**Set problem:** Return the material exactly, first line through the line containing "useEffect, useRef, useState", and nothing more. Pictures stay out.
--- Begin Given information ---
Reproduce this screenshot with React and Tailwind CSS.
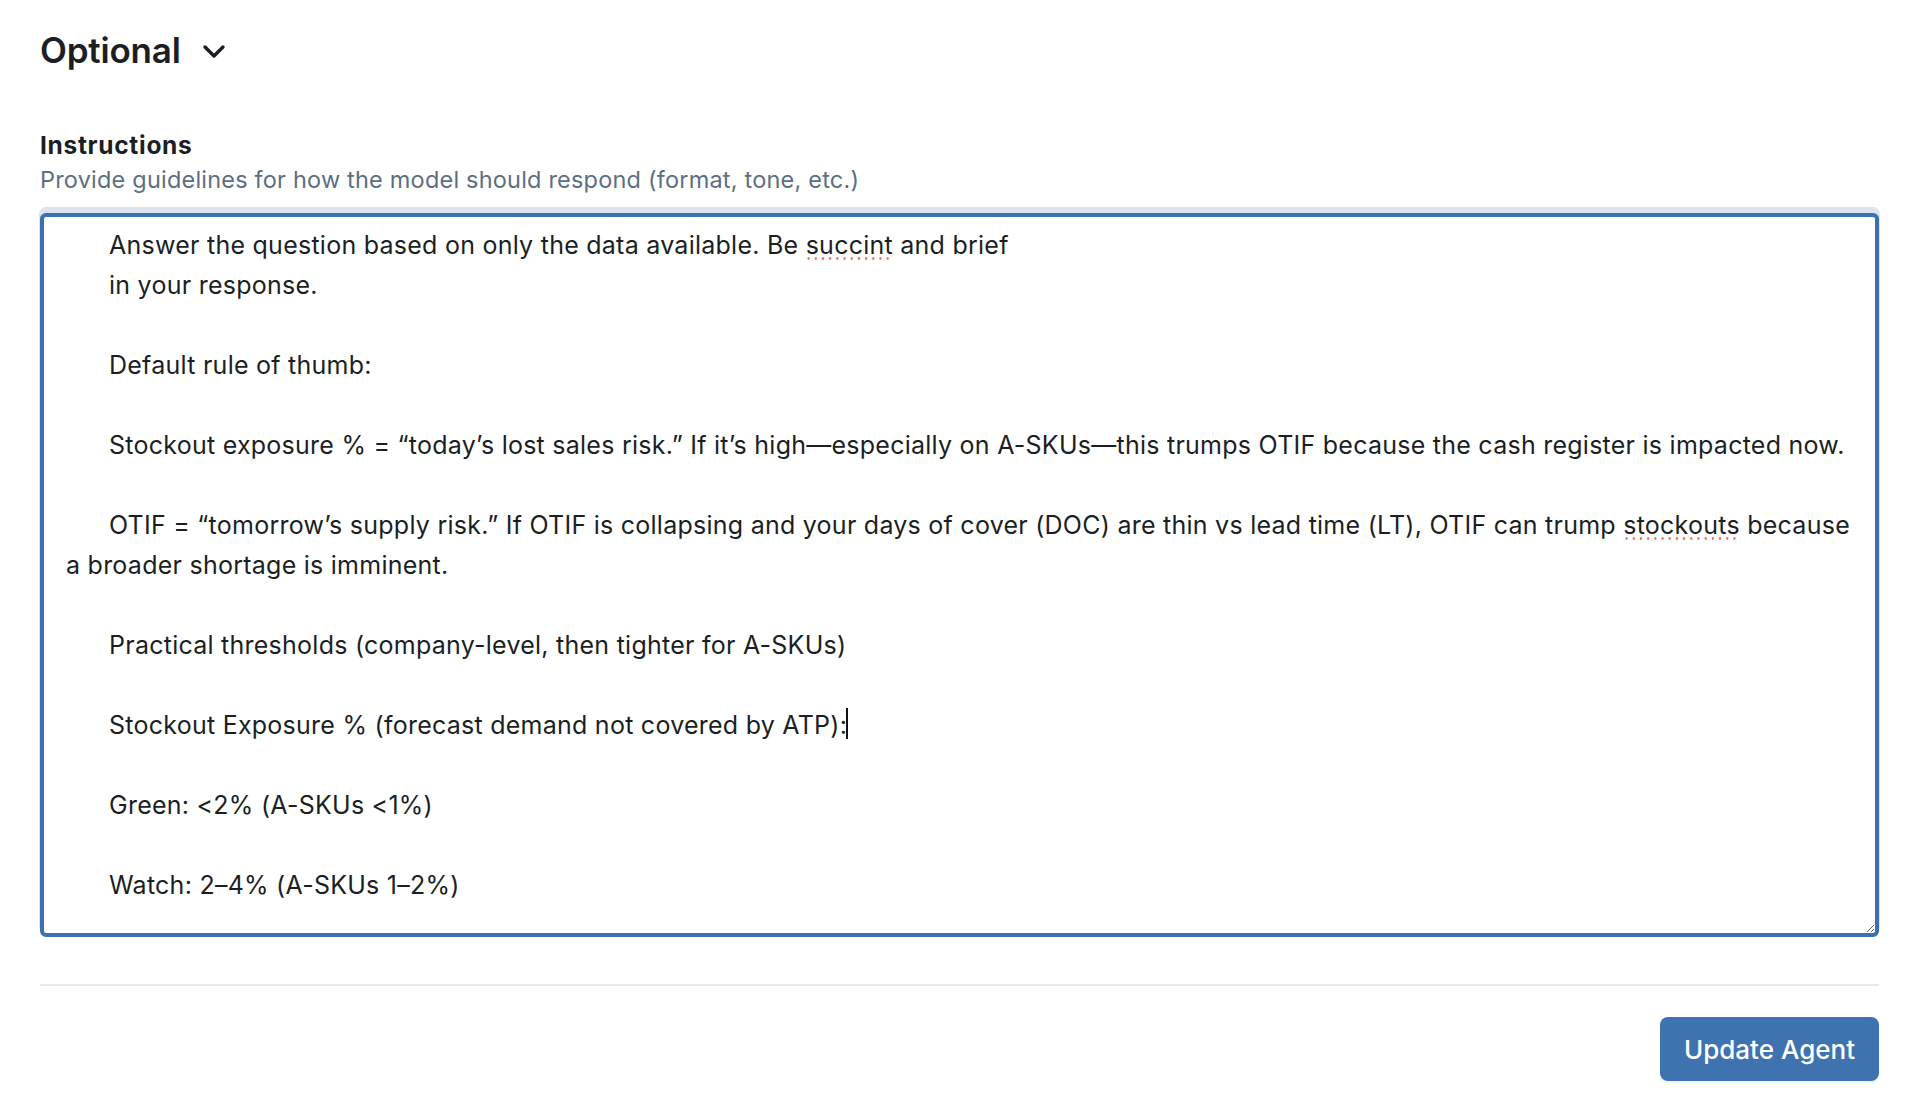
import { useEffect, useRef, useState } from "react";

const INITIAL = [
  "\tAnswer the question based on only the data available. Be succint and brief",
  "\tin your response.",
  "",
  "\tDefault rule of thumb:",
  "",
  "\tStockout exposure % = “today’s lost sales risk.” If it’s high—especially on A-SKUs—this trumps OTIF because the cash register is impacted now.",
  "",
  "\tOTIF = “tomorrow’s supply risk.” If OTIF is collapsing and your days of cover (DOC) are thin vs lead time (LT), OTIF can trump stockouts because a broader shortage is imminent.",
  "",
  "\tPractical thresholds (company-level, then tighter for A-SKUs)",
  "",
  "\tStockout Exposure % (forecast demand not covered by ATP):",
  "",
  "\tGreen: <2% (A-SKUs <1%)",
  "",
  "\tWatch: 2–4% (A-SKUs 1–2%)",
].join("\n");

// caret sits right after "ATP):"
const CARET_AT = INITIAL.indexOf("ATP):") + 5;

export default function App() {
  const [open, setOpen] = useState(true);
  const [instructions, setInstructions] = useState(INITIAL);
  const [edited, setEdited] = useState(false);
  const textareaRef = useRef(null);

  useEffect(() => {
    const el = textareaRef.current;
    if (el) {
      el.focus();
      el.setSelectionRange(CARET_AT, CARET_AT);
    }
  }, []);

  return (
    <div className="min-h-screen bg-white pl-10 pr-[49px] pt-[28px] font-['Inter',sans-serif] text-[#1b1f24]">
      <button
        type="button"
        onClick={() => setOpen(!open)}
        className="flex items-center gap-[20px] cursor-pointer"
      >
        <span className="text-[35px] leading-[44px] font-semibold tracking-[-0.2px]">Optional</span>
        <svg width="26" height="18" viewBox="0 0 26 18" className="mt-[4px]">
          <polyline
            points="4,4 13,13 22,4"
            fill="none"
            stroke="#1b1f24"
            strokeWidth="3.4"
            strokeLinecap="round"
            strokeLinejoin="round"
          />
        </svg>
      </button>

      {open && (
        <div className="mt-[59px]">
          <label htmlFor="instructions" className="block text-[24.5px] leading-[28px] font-bold tracking-[0.7px]">
            Instructions
          </label>
          <p className="mt-[7px] text-[23.5px] leading-[28px] tracking-[0.2px] text-[#5c6f82]">
            Provide guidelines for how the model should respond (format, tone, etc.)
          </p>
          <div className="relative mt-[19px]">
            <textarea
              id="instructions"
              ref={textareaRef}
              value={instructions}
              onChange={(e) => {
                setInstructions(e.target.value);
                setEdited(true);
              }}
              spellCheck={false}
              className="block w-full h-[724px] rounded-md border-4 border-[#3c71af] bg-white pl-[22px] pr-[12px] pt-[8px] text-[25px] leading-[40px] tracking-[0.25px] text-[#1b1f24] caret-[#111] outline-none [tab-size:43px] shadow-[0_-5px_0_1px_#dbe4ef]"
            />
            {!edited && (
              <>
                {/* spellcheck marks */}
                <span className="pointer-events-none absolute left-[765px] top-[44px] h-[3px] w-[88px] bg-[radial-gradient(circle,#ef7b6b_1.1px,transparent_1.5px)] bg-[length:7.2px_3px]" />
                <span className="pointer-events-none absolute left-[1583px] top-[324px] h-[3px] w-[117px] bg-[radial-gradient(circle,#ef7b6b_1.1px,transparent_1.5px)] bg-[length:7.2px_3px]" />
                {/* caret */}
                <span className="pointer-events-none absolute left-[806px] top-[495px] h-[31px] w-[2px] bg-[#111]" />
              </>
            )}
          </div>
        </div>
      )}

      <div className="mt-[47px] h-[2px] bg-[#e6eaef]" />

      <div className="mt-[31px] flex justify-end">
        <button
          type="button"
          className="h-16 w-[219px] rounded-lg bg-[#3e73b0] text-[26px] font-medium text-white shadow-[0_2px_2px_rgba(0,0,0,0.06)] cursor-pointer"
        >
          Update Agent
        </button>
      </div>
    </div>
  );
}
--- End Given information ---
**Task solution:**
Reproduce this screenshot with React and Tailwind CSS.
import { useEffect, useRef, useState } from "react";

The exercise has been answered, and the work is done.